Fred Wagner’s **Animal Crackers** (October 26) presents an old joke — counting the number of animals by counting the number of legs and dividing by four — although it’s only silly because it’s hard to imagine a case where it’s easier to count the legs on a bunch of animals than it is to count the animals themselves. But if it’s the case that every animal has exactly four legs, then, there’s what’s called a one-to-one relationship between the set of animals and the set of animal legs: if you have some number of animals you have exactly four times that number of animal legs, and if you have some number of animal legs you have exactly one-fourth that number of animals, and you can count whatever’s the more convenient for you and use that to get what you’re really interested in. Showing such a one-to-one relationship exists between two interesting things can often be a start to doing more interesting problems, especially if you can show that the relationship also preserves some interesting interactions; if you have two ways to work out a problem, you can do the easier one.

Mark Anderson’s **Andertoons** (October 27) riffs on the place value for numbers written in the familiar Arabic style. As befitting a really great innovation, place value becomes invisible when you’re familiar with it; it takes a little sympathy and imagination to remember the alienness of the idea that a “2” means different things based on how many digits are to the right (or, if it’s a decimal, to the left) of it.

Anthony Blades’s charming **Bewley** (October 27) has one of the kids insisting that instinct alone is enough to do maths problems. The work comes out disastrously bad, of course, or there’d not be a comic strip. However, my understanding is that people do have some instinctive understanding even of problems that would seem to have little survival application. One test I’ve seen demonstrating this asks people to give, without thinking, their answer to whether a multiplication problem might be right or wrong. It’s pretty quick for most people to say that “7 times 9 equals 12” has to be wrong; to say that “7 times 9 equals 59” is wrong takes longer, and that seems to reflect an idea that 59 is, if not the right answer, at least pretty close to it. There’s an instinctive plausibility at work there and it’s amazing to think people should have that. Zach Weinersmith’s **Saturday Morning Breakfast Cereal** for October 31 circles around this idea, with one person having little idea what 1,892,491,287 times 7,798,721,415 divided by 82,493,726,631 might be, but being pretty sure that “4” isn’t it.

**Saturday Morning Breakfast Cereal** (October 30) also contains a mention of “cross products”, which are an interesting thing people learning vectors trip over. A cross product is defined for a pair of three-dimensional vectors, and the interesting thing is it’s a new vector that’s perpendicular to the two vectors multiplied together. The length of the cross product vector depends on the lengths of the two vectors multiplied together *and* the angle they make; the closer the two vectors multiplied together are, the smaller the cross product is, to the point that the cross product of two parallel vectors has length zero. The closer the two vectors multiplied together are to perpendicular the longer the cross product vector is.
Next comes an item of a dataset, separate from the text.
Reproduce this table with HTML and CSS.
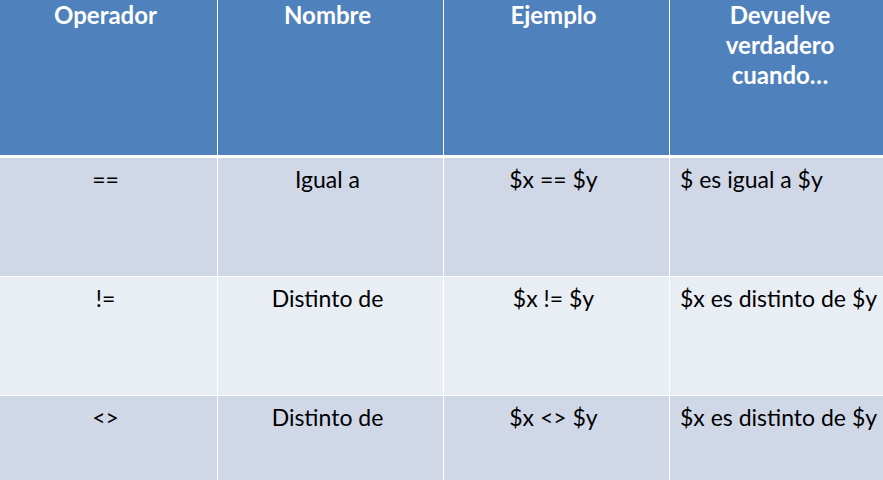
FILE: index.html
```html
<!DOCTYPE html>
<html lang="es">
<head>
<meta charset="utf-8">
<title>Operadores de comparación</title>
<link rel="stylesheet" href="styles.css">
</head>
<body>
<div class="table">
  <div class="cell head">Operador</div>
  <div class="cell head">Nombre</div>
  <div class="cell head">Ejemplo</div>
  <div class="cell head">Devuelve<br>verdadero<br>cuando…</div>

  <div class="cell odd">==</div>
  <div class="cell odd">Igual a</div>
  <div class="cell odd">$x == $y</div>
  <div class="cell odd left">$ es igual a $y</div>

  <div class="cell even">!=</div>
  <div class="cell even">Distinto de</div>
  <div class="cell even">$x != $y</div>
  <div class="cell even left">$x es distinto de $y</div>

  <div class="cell odd">&lt;&gt;</div>
  <div class="cell odd">Distinto de</div>
  <div class="cell odd">$x &lt;&gt; $y</div>
  <div class="cell odd left">$x es distinto de $y</div>
</div>
</body>
</html>
```
FILE: styles.css
```css
html, body {
  margin: 0;
  padding: 0;
  background: #ffffff;
  overflow: hidden;
}
body {
  width: 883px;
  height: 480px;
  font-family: Lato, "Open Sans", sans-serif;
  color: #000000;
}
.table {
  display: grid;
  grid-template-columns: 217px 225px 225px 226px;
  grid-template-rows: 157px 118px 118px 84px;
  column-gap: 1px;
  row-gap: 1px;
  background: #ffffff;
}
.cell {
  font-size: 23px;
  line-height: 30px;
  text-align: center;
  padding: 6px 6px 0 0;
}
.head {
  background: #4f81bd;
  color: #ffffff;
  font-size: 24px;
  font-weight: 700;
  padding-top: 0;
  margin-bottom: 2px;
}
.odd {
  background: #d0d8e8;
}
.even {
  background: #e9edf4;
}
.left {
  text-align: left;
  padding-left: 10px;
}
```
More mysterious: if you swap the first vector and the second vector being cross-multiplied together, you get a cross product that’s the same *size* but pointing the opposite direction, pointing (say) down instead of up. Cross products have some areas where they’re particularly useful, especially in describing the movement of charged particles in magnetic fields.

(There’s something that looks a lot like the cross product which exists for seven-dimensional vectors, but I’ve never even *heard* of anyone who had a use for it, so, you don’t need to do anything about it.)
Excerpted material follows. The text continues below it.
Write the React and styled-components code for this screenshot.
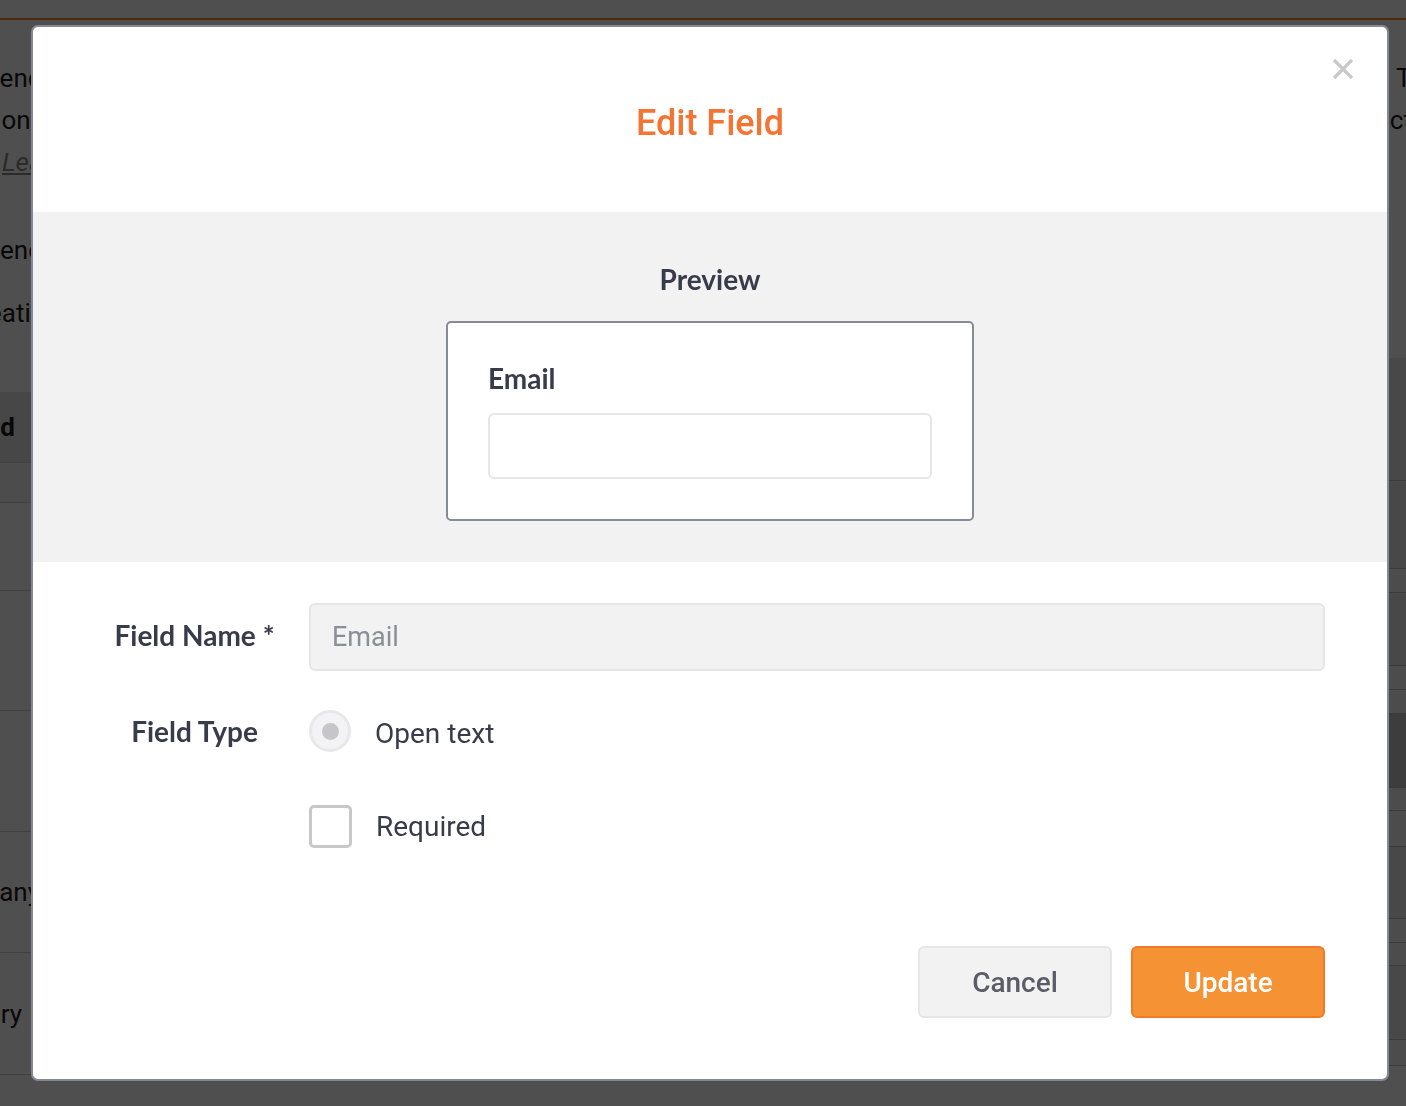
import styled, { createGlobalStyle } from "styled-components";

const GlobalStyle = createGlobalStyle`
  html, body {
    margin: 0;
    padding: 0;
    background: #ffffff;
    overflow: hidden;
  }
  body {
    font-family: Roboto, "Liberation Sans", sans-serif;
  }
  * {
    box-sizing: border-box;
  }
`;

/* ---- page behind the dialog ---- */

const Page = styled.div`
  height: 1106px;
  background: #ffffff;
  display: flex;
  flex-direction: column;
`;

const TopBar = styled.div`
  height: 20px;
  background: #ffffff;
  border-bottom: 2px solid #f58a32;
`;

const PageBody = styled.div`
  flex: 1;
  display: flex;
  justify-content: space-between;
`;

const LeftPane = styled.div`
  width: 70px;
  overflow: hidden;
  display: flex;
  flex-direction: column;
  padding-top: 37px;
`;

const RightPane = styled.div`
  width: 34px;
  overflow: hidden;
  display: flex;
  flex-direction: column;
  padding-top: 37px;
`;

const BgLine = styled.div`
  height: 42px;
  display: flex;
  align-items: center;
  justify-content: ${(p) => (p.start ? "flex-start" : "flex-end")};
  padding-left: ${(p) => p.pl || 0}px;
  padding-right: ${(p) => p.pr || 0}px;
  white-space: nowrap;
  font-size: 26px;
  color: ${(p) => (p.muted ? "#8a8a8a" : "#1c1c1c")};
  font-style: ${(p) => (p.muted ? "italic" : "normal")};
  text-decoration: ${(p) => (p.muted ? "underline" : "none")};
`;

const BgRow = styled.div`
  height: ${(p) => p.h}px;
  display: flex;
  align-items: center;
  justify-content: flex-end;
  padding-right: ${(p) => p.pr || 0}px;
  white-space: nowrap;
  font-size: 26px;
  font-weight: ${(p) => (p.bold ? 700 : 400)};
  color: #1c1c1c;
  background: ${(p) => p.bg || "#ffffff"};
  border-bottom: 1px solid ${(p) => p.line || "#d0d0d0"};
`;

const Spacer = styled.div`
  height: ${(p) => p.h}px;
  flex-shrink: 0;
`;

/* ---- dialog ---- */

const Overlay = styled.div`
  position: fixed;
  inset: 0;
  background: rgba(0, 0, 0, 0.69);
  padding: 25px 0 0 31px;
`;

const Modal = styled.div`
  position: relative;
  width: 1358px;
  height: 1056px;
  background: #ffffff;
  border: 2px solid #858993;
  border-radius: 7px;
  overflow: hidden;
  display: flex;
  flex-direction: column;
`;

const CloseButton = styled.button`
  position: absolute;
  top: 30px;
  right: 32px;
  width: 24px;
  height: 24px;
  padding: 0;
  border: none;
  background: none;
  cursor: pointer;
  display: flex;
`;

const Header = styled.div`
  height: 185px;
  padding-top: 75px;
  text-align: center;
`;

const Title = styled.h2`
  margin: 0;
  font-family: Roboto, "Liberation Sans", sans-serif;
  font-weight: 500;
  font-size: 36px;
  line-height: 43px;
  color: #f37433;
`;

const PreviewSection = styled.div`
  height: 350px;
  background: #f2f2f2;
  padding-top: 51px;
  display: flex;
  flex-direction: column;
  align-items: center;
`;

const Heading = styled.div`
  font-family: Lato, "Open Sans", sans-serif;
  font-weight: 700;
  font-size: 28px;
  line-height: 32px;
  color: #373b4a;
`;

const PreviewCard = styled.div`
  margin-top: 26px;
  width: 528px;
  height: 200px;
  background: #ffffff;
  border: 2px solid #878b95;
  border-radius: 5px;
  padding: 39px 40px 0;
  display: flex;
  flex-direction: column;
  gap: 19px;
`;

const PreviewInput = styled.div`
  height: 66px;
  border: 2px solid #e6e6e8;
  border-radius: 6px;
  background: #ffffff;
`;

const Form = styled.div`
  flex: 1;
  padding: 41px 62px 0 47px;
  display: flex;
  flex-direction: column;
`;

const FormRow = styled.div`
  display: grid;
  grid-template-columns: 229px 1fr;
  align-items: center;
  margin-bottom: ${(p) => p.mb || 0}px;
`;

const Label = styled.div`
  font-family: Lato, "Open Sans", sans-serif;
  font-weight: 700;
  font-size: 28px;
  line-height: 32px;
  color: #373b4a;
  text-align: center;
  padding-bottom: ${(p) => p.pb || 0}px;
`;

const Cell = styled.div`
  display: flex;
  align-items: center;
`;

const TextInput = styled.input`
  width: 100%;
  height: 68px;
  border: 2px solid #e6e6e8;
  border-radius: 6px;
  background: #f2f2f2;
  padding: 0 21px;
  font-family: Roboto, "Liberation Sans", sans-serif;
  font-size: 27px;
  color: #8b8e97;
  outline: none;
`;

const Radio = styled.span`
  width: 42px;
  height: 42px;
  border-radius: 50%;
  background: #f3f3f5;
  border: 3px solid #e8e8ea;
  display: flex;
  align-items: center;
  justify-content: center;

  &::after {
    content: "";
    width: 17px;
    height: 17px;
    border-radius: 50%;
    background: #c5c5ca;
  }
`;

const Checkbox = styled.span`
  width: 43px;
  height: 43px;
  border: 3px solid #c8c8cc;
  border-radius: 5px;
  background: #ffffff;
`;

const OptionText = styled.span`
  margin-left: 24px;
  font-family: Roboto, "Liberation Sans", sans-serif;
  font-size: 28px;
  color: #373b4a;
  padding-top: ${(p) => p.pt || 0}px;
`;

const Footer = styled.div`
  display: flex;
  justify-content: flex-end;
  gap: 19px;
  padding: 98px 62px 61px 0;
`;

const Button = styled.button`
  width: 194px;
  height: 72px;
  border-radius: 6px;
  border: 2px solid ${(p) => (p.primary ? "#ef7a2b" : "#e6e6e8")};
  background: ${(p) => (p.primary ? "#f59233" : "#f2f2f2")};
  color: ${(p) => (p.primary ? "#ffffff" : "#5a5d68")};
  font-family: Roboto, "Liberation Sans", sans-serif;
  font-weight: 500;
  font-size: 28px;
  cursor: pointer;
`;

const CloseIcon = () => (
  <svg width="24" height="24" viewBox="0 0 24 24">
    <path
      d="M3 3 L21 21 M21 3 L3 21"
      stroke="#c9c9c9"
      strokeWidth="3.2"
      fill="none"
    />
  </svg>
);

const leftTable = [
  { h: 71, bg: "#e6e6e6", bold: true, text: "Field", pr: 55 },
  { h: 40, bg: "#f4f4f4" },
  { h: 88 },
  { h: 120 },
  { h: 121 },
  { h: 121, text: "Company", pr: 30 },
  { h: 122, text: "Primary", pr: 48 },
];

const rightTable = [
  { h: 123, bg: "#e8e8e8" },
  { h: 88, bg: "#e8e8e8" },
  { h: 24, bg: "#f6f6f6" },
  { h: 73, bg: "#e8e8e8" },
  { h: 24, bg: "#f6f6f6" },
  { h: 24, bg: "#f6f6f6" },
  { h: 74, bg: "#c4c4c4" },
  { h: 23, bg: "#f6f6f6" },
  { h: 36, bg: "#f6f6f6" },
  { h: 72, bg: "#e8e8e8" },
  { h: 24, bg: "#f6f6f6" },
  { h: 23, bg: "#f6f6f6" },
  { h: 74, bg: "#e8e8e8" },
  { h: 26, bg: "#f6f6f6" },
];

const App = () => {
  return (
    <>
      <GlobalStyle />
      <Page>
        <TopBar />
        <PageBody>
          <LeftPane>
            <BgLine>Attendee</BgLine>
            <BgLine pr={26}>Options</BgLine>
            <BgLine start pl={2} muted>Learn more</BgLine>
            <Spacer h={46} />
            <BgLine pr={13}>Agenda</BgLine>
            <Spacer h={21} />
            <BgLine pr={10}>Creation</BgLine>
            <Spacer h={58} />
            {leftTable.map((r, i) => (
              <BgRow key={i} h={r.h} bg={r.bg} bold={r.bold} pr={r.pr}>
                {r.text}
              </BgRow>
            ))}
          </LeftPane>
          <RightPane>
            <BgLine start pl={24}>Type</BgLine>
            <BgLine start pl={4}>ected</BgLine>
            <Spacer h={217} />
            {rightTable.map((r, i) => (
              <BgRow key={i} h={r.h} bg={r.bg} line="#bdbdbd" />
            ))}
          </RightPane>
        </PageBody>
      </Page>

      <Overlay>
        <Modal>
          <CloseButton aria-label="Close">
            <CloseIcon />
          </CloseButton>
          <Header>
            <Title>Edit Field</Title>
          </Header>

          <PreviewSection>
            <Heading>Preview</Heading>
            <PreviewCard>
              <Heading>Email</Heading>
              <PreviewInput />
            </PreviewCard>
          </PreviewSection>

          <Form>
            <FormRow mb={39}>
              <Label pb={4}>Field Name *</Label>
              <Cell>
                <TextInput readOnly value="Email" />
              </Cell>
            </FormRow>

            <FormRow mb={53}>
              <Label>Field Type</Label>
              <Cell>
                <Radio />
                <OptionText pt={4}>Open text</OptionText>
              </Cell>
            </FormRow>

            <FormRow>
              <span />
              <Cell>
                <Checkbox />
                <OptionText>Required</OptionText>
              </Cell>
            </FormRow>
          </Form>

          <Footer>
            <Button>Cancel</Button>
            <Button primary>Update</Button>
          </Footer>
        </Modal>
      </Overlay>
    </>
  );
};

export default App;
**Eric the Circle** (November 2), this one by “dDave”, presents the idea that that the points on a line might themselves be miniature Erics the Circle. What a line is made of is again one of those problems that straddles the lines between mathematics and philosophy. It seems to be one of the problems of infinity that Zeno’s Paradoxes outlined so perfectly thousands of years ago. To shorten it to the point it becomes misleading, is a line made up of things that have some width? If they’re infinitesimals, things with no width, then, how can an aggregate of things with no width come to have some width? But if they’re made up of things which have some width, how can there be infinitely many of them fitting into a finite space?
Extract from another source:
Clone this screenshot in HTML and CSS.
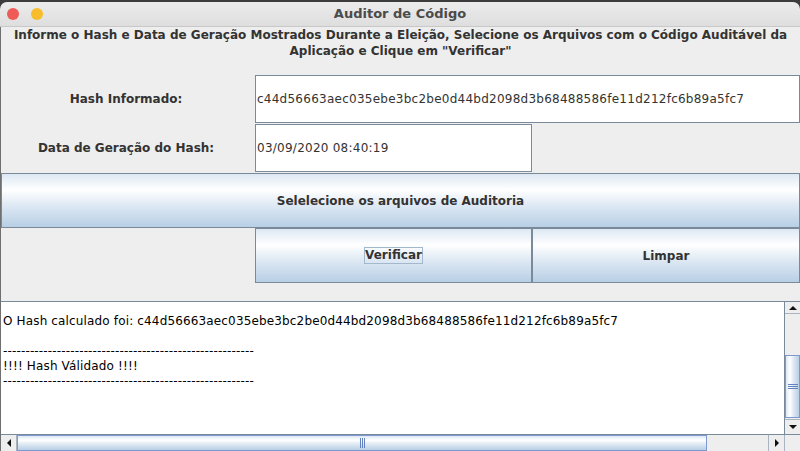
FILE: index.html
```html
<!DOCTYPE html>
<html lang="pt">
<head>
<meta charset="utf-8">
<title>Auditor de Código</title>
<link rel="stylesheet" href="styles.css">
</head>
<body>
<div class="window">
  <div class="titlebar">
    <div class="lights"><span class="light red"></span><span class="light yellow"></span></div>
    <div class="title">Auditor de Código</div>
  </div>
  <div class="content">
    <div class="header">Informe o Hash e Data de Geração Mostrados Durante a Eleição, Selecione os Arquivos com o Código Auditável da<br>Aplicação e Clique em "Verificar"</div>
    <div class="form">
      <div class="label">Hash Informado:</div>
      <div class="field hash">c44d56663aec035ebe3bc2be0d44bd2098d3b68488586fe11d212fc6b89a5fc7</div>
      <div class="label">Data de Geração do Hash:</div>
      <div class="field date">03/09/2020 08:40:19</div>
      <div class="btn wide">Selelecione os arquivos de Auditoria</div>
      <div class="btn verify"><span class="focus">Verificar</span></div>
      <div class="btn clear">Limpar</div>
    </div>
    <div class="output">
      <div class="viewport">
        <div class="text">
          <div class="line">O Hash calculado foi: c44d56663aec035ebe3bc2be0d44bd2098d3b68488586fe11d212fc6b89a5fc7</div>
          <div class="line">&nbsp;</div>
          <div class="line">--------------------------------------------------------</div>
          <div class="line">!!!! Hash Válidado !!!!</div>
          <div class="line">--------------------------------------------------------</div>
        </div>
        <div class="vscroll">
          <div class="sbtn up"><span class="tri tri-up"></span></div>
          <div class="vtrack">
            <div class="vgap"></div>
            <div class="vthumb"><span class="grip-h"></span></div>
          </div>
          <div class="sbtn down"><span class="tri tri-down"></span></div>
        </div>
      </div>
      <div class="hbar">
        <div class="hscroll">
          <div class="sbtn left"><span class="tri tri-left"></span></div>
          <div class="htrack">
            <div class="hthumb"><span class="grip-v"></span></div>
          </div>
          <div class="sbtn right"><span class="tri tri-right"></span></div>
        </div>
        <div class="corner"></div>
      </div>
    </div>
  </div>
</div>
</body>
</html>
```

FILE: styles.css
```css
* { box-sizing: border-box; }
html, body { margin: 0; padding: 0; }
body {
  width: 800px;
  height: 451px;
  overflow: hidden;
  background: #3c3c3c;
  font-family: "DejaVu Sans", sans-serif;
}
.window {
  margin-top: 2px;
  width: 800px;
  height: 449px;
  display: flex;
  flex-direction: column;
}
.titlebar {
  height: 25px;
  flex: none;
  display: flex;
  align-items: center;
  position: relative;
  background: linear-gradient(#ececec, #dedede);
  border-bottom: 1px solid #c8c8c8;
  border-radius: 7px 7px 0 0;
}
.lights {
  display: flex;
  gap: 12px;
  padding-left: 7px;
}
.light {
  width: 12px;
  height: 12px;
  border-radius: 50%;
}
.red { background: #ef5b56; }
.yellow { background: #f7bd2d; }
.title {
  position: absolute;
  left: 0;
  right: 0;
  top: 4px;
  text-align: center;
  font-weight: bold;
  font-size: 13px;
  color: #4b4b4b;
}
.content {
  flex: 1;
  background: #eeeeee;
  border-left: 1px solid #6f6f6f;
  display: flex;
  flex-direction: column;
}
.header {
  height: 48px;
  flex: none;
  text-align: center;
  font-weight: bold;
  font-size: 12px;
  line-height: 16px;
  color: #333333;
  padding-top: 0px;
}
.form {
  display: grid;
  grid-template-columns: 254px 277px 268px;
  grid-template-rows: 49px 49px 55px 55px;
}
.label {
  height: 48px;
  display: flex;
  align-items: center;
  justify-content: center;
  padding-right: 4px;
  font-weight: bold;
  font-size: 12px;
  color: #333333;
}
.field {
  height: 48px;
  background: #ffffff;
  border: 1px solid #7a8a99;
  display: flex;
  align-items: center;
  padding-left: 1px;
  font-size: 12px;
  letter-spacing: 0.25px;
  color: #333333;
  white-space: nowrap;
}
.field.hash { grid-column: 2 / 4; }
.field.date { grid-column: 2 / 3; }
.btn {
  height: 55px;
  border: 1px solid #7a8a99;
  background: linear-gradient(#dde8f3 0%, #ffffff 30%, #dde8f3 60%, #b8cfe5 100%);
  display: flex;
  align-items: center;
  justify-content: center;
  font-weight: bold;
  font-size: 12px;
  color: #333333;
}
.btn.wide { grid-column: 1 / 4; }
.btn.verify { grid-column: 2 / 3; }
.btn.clear { grid-column: 3 / 4; }
.focus {
  border: 1px solid #a3b8cc;
  padding: 1px 0 1px 0;
  line-height: 13px;
}
.output {
  margin-top: 18px;
  flex: 1;
  display: flex;
  flex-direction: column;
  border-top: 1px solid #7a8a99;
  background: #ffffff;
}
.viewport {
  flex: 1;
  display: flex;
  min-height: 0;
}
.text {
  flex: 1;
  padding: 12px 0 0 2px;
  font-size: 12px;
  line-height: 15px;
  color: #000000;
  white-space: nowrap;
  overflow: hidden;
  letter-spacing: 0.15px;
}
.vscroll {
  width: 16px;
  flex: none;
  display: flex;
  flex-direction: column;
  background: #eeeeee;
  border-left: 1px solid #7a8a99;
}
.sbtn {
  flex: none;
  background: #eeeeee;
  display: flex;
  align-items: center;
  justify-content: center;
}
.sbtn.up { height: 12px; border-bottom: 1px solid #aab4c0; }
.sbtn.down { height: 15px; border-top: 1px solid #aab4c0; }
.sbtn.left { width: 16px; border-right: 1px solid #aab4c0; }
.sbtn.right { width: 16px; border-left: 1px solid #aab4c0; }
.vtrack {
  flex: 1;
  display: flex;
  flex-direction: column;
}
.vgap { height: 41px; flex: none; }
.vthumb {
  height: 63px;
  border: 1px solid #7c9ad1;
  background: linear-gradient(90deg, #dde8f3 0%, #ffffff 30%, #dde8f3 60%, #b8cfe5 100%);
  display: flex;
  align-items: center;
  justify-content: center;
}
.grip-h {
  width: 10px;
  height: 5px;
  border-top: 1px solid #6382bf;
  border-bottom: 1px solid #6382bf;
  position: relative;
}
.grip-h::after {
  content: "";
  position: absolute;
  left: 0;
  right: 0;
  top: 1px;
  border-top: 1px solid #6382bf;
}
.hbar {
  height: 17px;
  flex: none;
  display: flex;
  border-top: 1px solid #7a8a99;
}
.hscroll {
  flex: 1;
  display: flex;
  background: #eeeeee;
}
.htrack {
  flex: 1;
  display: flex;
}
.hthumb {
  width: 690px;
  border: 1px solid #7c9ad1;
  background: linear-gradient(#dde8f3 0%, #ffffff 30%, #dde8f3 60%, #b8cfe5 100%);
  display: flex;
  align-items: center;
  justify-content: center;
}
.grip-v {
  width: 5px;
  height: 10px;
  border-left: 1px solid #6382bf;
  border-right: 1px solid #6382bf;
  position: relative;
}
.grip-v::after {
  content: "";
  position: absolute;
  top: 0;
  bottom: 0;
  left: 1px;
  border-left: 1px solid #6382bf;
}
.corner {
  width: 16px;
  flex: none;
  background: #eeeeee;
  border-left: 1px solid #aab4c0;
}
.tri { width: 0; height: 0; }
.tri-up { border-left: 4px solid transparent; border-right: 4px solid transparent; border-bottom: 4px solid #111; }
.tri-down { border-left: 4px solid transparent; border-right: 4px solid transparent; border-top: 4px solid #111; }
.tri-left { border-top: 4px solid transparent; border-bottom: 4px solid transparent; border-right: 4px solid #111; }
.tri-right { border-top: 4px solid transparent; border-bottom: 4px solid transparent; border-left: 4px solid #111; }
```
We can form good logical arguments about the convergence of infinite series — lining up, essentially, circles of ever-dwindling but ever-positive sizes so that the pile has a finite length — but that seems to suggest that space has to be made up of intervals of different widths, which seems silly; why couldn’t all the miniature circles be the same? In short, space is either infinitely divisible into identical things, or it is not, and neither one is completely satisfying.

Guy Gilchrist’s **Nancy** (November 2) uses math homework appearing in the clouds, although that’s surely because it’s easier to draw a division problem than it is to depict an assignment for social studies or English.

Todd Clark’s **Lola** (November 4) uses an insult-the-minor-characters variant of what seems to be the standard way of explaining fractions to kids, that of dividing a whole thing into smaller pieces and counting the number of smaller pieces. As physical interpretations of mathematical concepts goes I suppose that’s hard to beat.